### [Excerpted data]
§

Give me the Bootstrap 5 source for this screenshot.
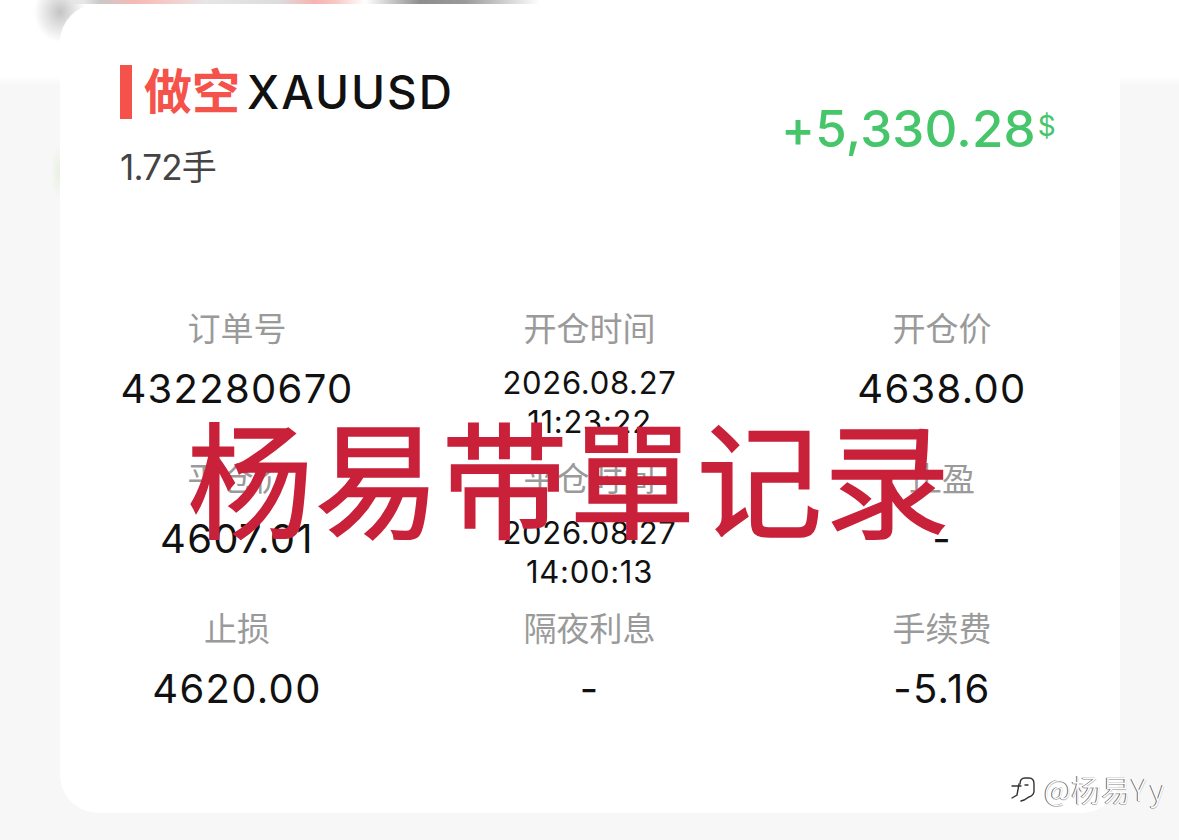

§

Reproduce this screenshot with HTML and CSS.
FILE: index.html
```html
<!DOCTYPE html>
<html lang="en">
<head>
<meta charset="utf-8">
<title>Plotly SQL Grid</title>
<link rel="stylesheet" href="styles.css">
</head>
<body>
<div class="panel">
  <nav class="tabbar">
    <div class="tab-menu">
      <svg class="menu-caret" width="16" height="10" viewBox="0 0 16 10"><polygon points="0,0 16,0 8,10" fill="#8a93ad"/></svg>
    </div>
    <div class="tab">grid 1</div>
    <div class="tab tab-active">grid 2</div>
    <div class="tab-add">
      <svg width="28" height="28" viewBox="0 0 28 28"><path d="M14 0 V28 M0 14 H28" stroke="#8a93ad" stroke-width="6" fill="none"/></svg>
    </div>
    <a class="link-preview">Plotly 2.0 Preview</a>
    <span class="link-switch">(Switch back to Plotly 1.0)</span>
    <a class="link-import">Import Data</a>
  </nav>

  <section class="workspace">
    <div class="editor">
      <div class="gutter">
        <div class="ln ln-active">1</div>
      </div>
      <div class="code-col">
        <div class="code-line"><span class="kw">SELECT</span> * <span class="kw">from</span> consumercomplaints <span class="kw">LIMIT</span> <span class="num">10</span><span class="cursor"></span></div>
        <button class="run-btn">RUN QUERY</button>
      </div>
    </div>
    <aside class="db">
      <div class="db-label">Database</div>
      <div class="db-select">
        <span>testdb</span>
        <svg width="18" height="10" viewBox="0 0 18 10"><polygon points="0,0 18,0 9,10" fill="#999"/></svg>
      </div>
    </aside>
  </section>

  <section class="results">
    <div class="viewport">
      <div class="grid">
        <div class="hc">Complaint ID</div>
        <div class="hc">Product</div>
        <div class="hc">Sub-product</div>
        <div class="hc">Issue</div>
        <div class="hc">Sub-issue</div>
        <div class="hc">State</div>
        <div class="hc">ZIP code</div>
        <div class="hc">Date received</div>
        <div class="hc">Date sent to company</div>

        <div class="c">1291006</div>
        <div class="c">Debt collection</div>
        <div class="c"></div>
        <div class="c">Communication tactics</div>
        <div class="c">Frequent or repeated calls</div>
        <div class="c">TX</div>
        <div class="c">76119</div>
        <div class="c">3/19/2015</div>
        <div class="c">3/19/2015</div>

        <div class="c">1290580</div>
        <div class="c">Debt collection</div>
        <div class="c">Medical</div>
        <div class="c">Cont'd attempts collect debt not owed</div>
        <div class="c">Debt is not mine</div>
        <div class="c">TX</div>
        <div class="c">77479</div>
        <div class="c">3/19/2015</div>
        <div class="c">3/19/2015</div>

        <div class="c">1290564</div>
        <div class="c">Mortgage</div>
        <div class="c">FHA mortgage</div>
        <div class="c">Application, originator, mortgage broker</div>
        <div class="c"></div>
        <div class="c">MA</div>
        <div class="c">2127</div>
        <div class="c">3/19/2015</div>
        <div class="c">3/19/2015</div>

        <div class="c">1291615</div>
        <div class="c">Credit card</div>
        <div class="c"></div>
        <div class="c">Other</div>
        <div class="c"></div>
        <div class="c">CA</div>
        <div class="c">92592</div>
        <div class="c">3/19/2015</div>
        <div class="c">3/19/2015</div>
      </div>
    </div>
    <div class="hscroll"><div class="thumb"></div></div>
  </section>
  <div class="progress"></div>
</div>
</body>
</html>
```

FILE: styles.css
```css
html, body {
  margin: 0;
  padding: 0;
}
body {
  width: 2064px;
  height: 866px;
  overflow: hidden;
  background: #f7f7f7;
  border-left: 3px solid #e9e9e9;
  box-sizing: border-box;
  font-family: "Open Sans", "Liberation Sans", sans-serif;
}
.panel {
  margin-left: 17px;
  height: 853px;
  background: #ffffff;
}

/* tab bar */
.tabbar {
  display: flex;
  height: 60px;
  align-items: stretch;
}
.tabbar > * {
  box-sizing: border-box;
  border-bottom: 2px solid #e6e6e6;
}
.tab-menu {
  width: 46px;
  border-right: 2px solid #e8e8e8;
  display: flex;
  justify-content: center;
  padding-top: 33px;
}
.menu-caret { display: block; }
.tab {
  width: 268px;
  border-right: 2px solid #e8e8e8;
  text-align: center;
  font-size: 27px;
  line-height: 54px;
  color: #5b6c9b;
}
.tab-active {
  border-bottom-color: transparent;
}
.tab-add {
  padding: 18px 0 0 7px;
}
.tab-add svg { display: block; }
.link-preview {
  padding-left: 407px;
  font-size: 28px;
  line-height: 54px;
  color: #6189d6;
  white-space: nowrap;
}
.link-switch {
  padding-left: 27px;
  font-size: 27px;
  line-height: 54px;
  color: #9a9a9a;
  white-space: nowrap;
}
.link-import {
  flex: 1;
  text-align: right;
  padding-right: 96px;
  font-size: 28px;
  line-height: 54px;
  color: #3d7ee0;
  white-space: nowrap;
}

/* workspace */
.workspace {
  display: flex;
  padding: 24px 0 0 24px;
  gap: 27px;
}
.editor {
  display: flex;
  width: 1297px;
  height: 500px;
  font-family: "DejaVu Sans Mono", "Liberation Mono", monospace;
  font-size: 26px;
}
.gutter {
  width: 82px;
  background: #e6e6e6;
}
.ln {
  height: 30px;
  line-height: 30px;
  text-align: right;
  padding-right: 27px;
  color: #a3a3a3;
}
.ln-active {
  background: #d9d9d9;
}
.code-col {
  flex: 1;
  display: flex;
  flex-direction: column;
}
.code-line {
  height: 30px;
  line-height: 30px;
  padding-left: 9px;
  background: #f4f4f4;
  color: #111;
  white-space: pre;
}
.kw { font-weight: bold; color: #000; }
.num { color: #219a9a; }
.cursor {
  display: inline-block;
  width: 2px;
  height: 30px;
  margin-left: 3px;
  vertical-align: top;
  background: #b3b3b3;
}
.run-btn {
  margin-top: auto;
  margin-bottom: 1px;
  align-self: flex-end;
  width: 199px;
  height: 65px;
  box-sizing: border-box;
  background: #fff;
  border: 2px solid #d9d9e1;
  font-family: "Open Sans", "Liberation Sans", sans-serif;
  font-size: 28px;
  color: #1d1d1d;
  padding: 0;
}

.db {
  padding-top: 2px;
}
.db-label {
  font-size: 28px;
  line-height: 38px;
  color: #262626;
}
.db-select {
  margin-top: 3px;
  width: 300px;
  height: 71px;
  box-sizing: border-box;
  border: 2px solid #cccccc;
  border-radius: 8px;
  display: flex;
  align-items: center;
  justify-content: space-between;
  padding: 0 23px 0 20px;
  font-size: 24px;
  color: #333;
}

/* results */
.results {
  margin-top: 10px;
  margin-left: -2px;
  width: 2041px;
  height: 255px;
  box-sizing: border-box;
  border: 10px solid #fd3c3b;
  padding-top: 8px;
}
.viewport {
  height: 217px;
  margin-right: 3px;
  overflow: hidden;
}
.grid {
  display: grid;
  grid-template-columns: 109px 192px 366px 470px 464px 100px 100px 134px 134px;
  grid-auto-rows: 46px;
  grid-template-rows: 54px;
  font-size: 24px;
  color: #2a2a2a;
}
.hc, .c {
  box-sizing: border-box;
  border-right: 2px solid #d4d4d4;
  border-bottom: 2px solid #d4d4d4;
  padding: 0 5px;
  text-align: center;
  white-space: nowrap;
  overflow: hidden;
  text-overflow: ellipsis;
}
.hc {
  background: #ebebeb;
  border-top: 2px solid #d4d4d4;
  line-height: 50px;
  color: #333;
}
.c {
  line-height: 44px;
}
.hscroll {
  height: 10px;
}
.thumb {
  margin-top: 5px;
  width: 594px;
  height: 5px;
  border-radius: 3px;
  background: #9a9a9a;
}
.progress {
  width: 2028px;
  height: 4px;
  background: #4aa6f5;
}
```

§

Go through the entries above and count the lines containing the word "this"; give only that count.

2